EPP-ED Group Chairman Hans-Gert Pöttering calls the deal reached by EU finance ministers as a "regrettable backward step for European currency stability". He hailed Juncker for successfully preventing any change in the key rules of the pact and for limiting the amount of manoeuvre in the interpretation of the pact. He called on EU leaders at the EU summit to confirm and strengthen the role of the Commission in the deficit procedure.
The Alliance of Liberals and Democrats for Europe (ALDE) welcomes the fact that the new provisions have finally become legally binding but says that the reform appears not to overcome the problem of what happens when the rules are breached. It notes that every decision will still depend on how the Council will decide to interpret the new provisions, so "member states will still have the final say".
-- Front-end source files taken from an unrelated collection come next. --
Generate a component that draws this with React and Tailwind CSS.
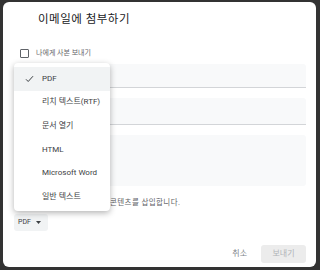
const FONT = { fontFamily: "Roboto, 'Noto Sans CJK KR', sans-serif" };

const FORMATS = ["PDF", "리치 텍스트(RTF)", "문서 열기", "HTML", "Microsoft Word", "일반 텍스트"];

function Checkbox() {
  return <div className="w-[9px] h-[9px] border-[1.5px] border-[#5f6368] rounded-[1px] shrink-0" />;
}

function FormatMenu() {
  return (
    <ul className="absolute left-[11px] top-[61px] w-[96px] bg-white rounded-[4px] shadow-[0_2px_6px_rgba(0,0,0,0.3)] pt-[4px] pb-[2px] z-10">
      {FORMATS.map((f, i) => (
        <li
          key={f}
          className={`h-[23.6px] flex items-center text-[8px] text-[#3c4043] ${i === 0 ? "bg-[#f1f3f4]" : ""}`}
        >
          <span className="w-[28px] flex justify-center pl-[3px]">
            {i === 0 && (
              <svg width="9" height="8" viewBox="0 0 9 8" fill="none">
                <path d="M1 4.3 L3.2 6.5 L8 1.2" stroke="#3c4043" strokeWidth="1" />
              </svg>
            )}
          </span>
          <span>{f}</span>
        </li>
      ))}
    </ul>
  );
}

export default function App() {
  return (
    <div className="w-[320px] h-[270px] bg-[#333333] pt-[2px] pl-[3px]" style={FONT}>
      <div className="relative w-[313px] h-[265px] bg-white rounded-[6px] pl-[11px] pr-[10px] flex flex-col">
        {/* Title */}
        <h1 className="mt-[9px] ml-[24px] h-[16px] leading-[16px] text-[11.5px] text-[#202124] tracking-[0.5px]">
          이메일에 첨부하기
        </h1>

        {/* Copy to me */}
        <label className="mt-[20px] ml-[6px] flex items-center gap-[7px] h-[12px]">
          <Checkbox />
          <span className="text-[7px] text-[#5f6368]">나에게 사본 보내기</span>
        </label>

        {/* Fields */}
        <div className="mt-[5px] h-[24px] bg-[#f8f9fa] border-b border-[#d3d5d8] rounded-t-[3px]" />
        <div className="mt-[10px] h-[27px] bg-[#f8f9fa] border-b border-[#d3d5d8] rounded-t-[3px]" />
        <div className="mt-[10px] h-[51px] bg-[#f8f9fa] rounded-[3px]" />

        {/* Inline content note (its start is covered by the menu) */}
        <div className="mt-[11px] h-[12px] flex items-center pl-[96px]">
          <span className="text-[7.5px] text-[#5f6368] tracking-[0.4px]">콘텐츠를 삽입합니다.</span>
        </div>

        {/* Format select */}
        <div className="mt-[5px] w-[34px] h-[17px] bg-[#f1f3f4] rounded-[3px] flex items-center pl-[4px] gap-[5px] text-[7px] text-[#3c4043]">
          <span>PDF</span>
          <svg width="5" height="3" viewBox="0 0 5 3">
            <path d="M0 0 L5 0 L2.5 3 Z" fill="#3c4043" />
          </svg>
        </div>

        {/* Footer */}
        <div className="mt-[14px] flex items-center justify-end gap-[14px] text-[8px]">
          <span className="text-[#80868b]">취소</span>
          <button className="w-[45px] h-[18px] bg-[#ececec] rounded-[3px] text-[#b0b3b7]">보내기</button>
        </div>

        <FormatMenu />
      </div>
    </div>
  );
}
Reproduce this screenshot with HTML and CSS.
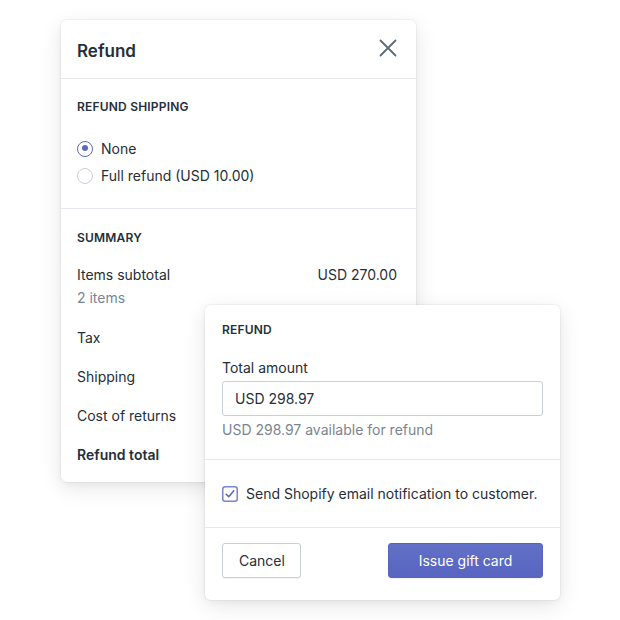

Paul Skehan, deputy secretary general of the European Association of Chambers of Commerce and Industry (Eurochambres), criticised the deal: "The review of the pact should be based on economic objectives and principles. Instead, political considerations seem to be the decisive factors. A lite-pact will not restore credibility in the pact, Europe and its institutions."
The German BDI industry association warned that the pact would soon become "toothless".
The compromise on the reform of the Stability and Growth Pact is due to be agreed at the Spring Summit.